Working carefully with watercolours allows Andy to create detailed and rich paintings. “I’ve developed my own style,” Andy says. “When you say watercolour to people they think of a big wash, but I go for a lot more detail and accuracy of colour. I like watercolours because I can build layers up.” This layering of paintwork is what gives depth to the pieces, bringing them to life in a way that cannot be achieved from a photograph alone. “I focus on the head and shoulders, unless the character has an unusual marking, or it stands in an unusual way. This way, you can capture the light in the eye, the shape of the ears – one might flop down, while the other one sticks up all the time. I even did a painting last year of a cat who had no eyes. A lot of character in animals is in their eyes and how they look at you, but I managed to capture it and the owner absolutely loved it... she had a little cry about it.” Bringing out an emotional reaction in people is one of the things Andy values in his work. “When people are telling me about the reaction they’ve had or sending me photographs of the recipient with the painting, they’ve gone through the effort to do that. They will send a photo of their lounge with the painting on the wall because they love it and they’re proud of it, and that’s incredible.”

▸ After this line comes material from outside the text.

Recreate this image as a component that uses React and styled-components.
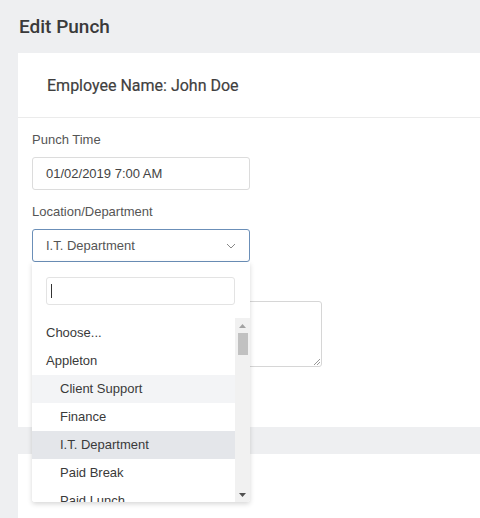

Andy’s work isn’t about mass production and sales, and equally it isn’t about being high-brow and exclusive. It is humble, personally crafted work, driven by a genuine passion and care for the craft. It is designed to connect with the customer, the community and our universal love of animals. Currently available for commissions, Andy hopes to continue sharing his skill and giving people the gift of art, with the ultimate aim of putting a smile on their faces.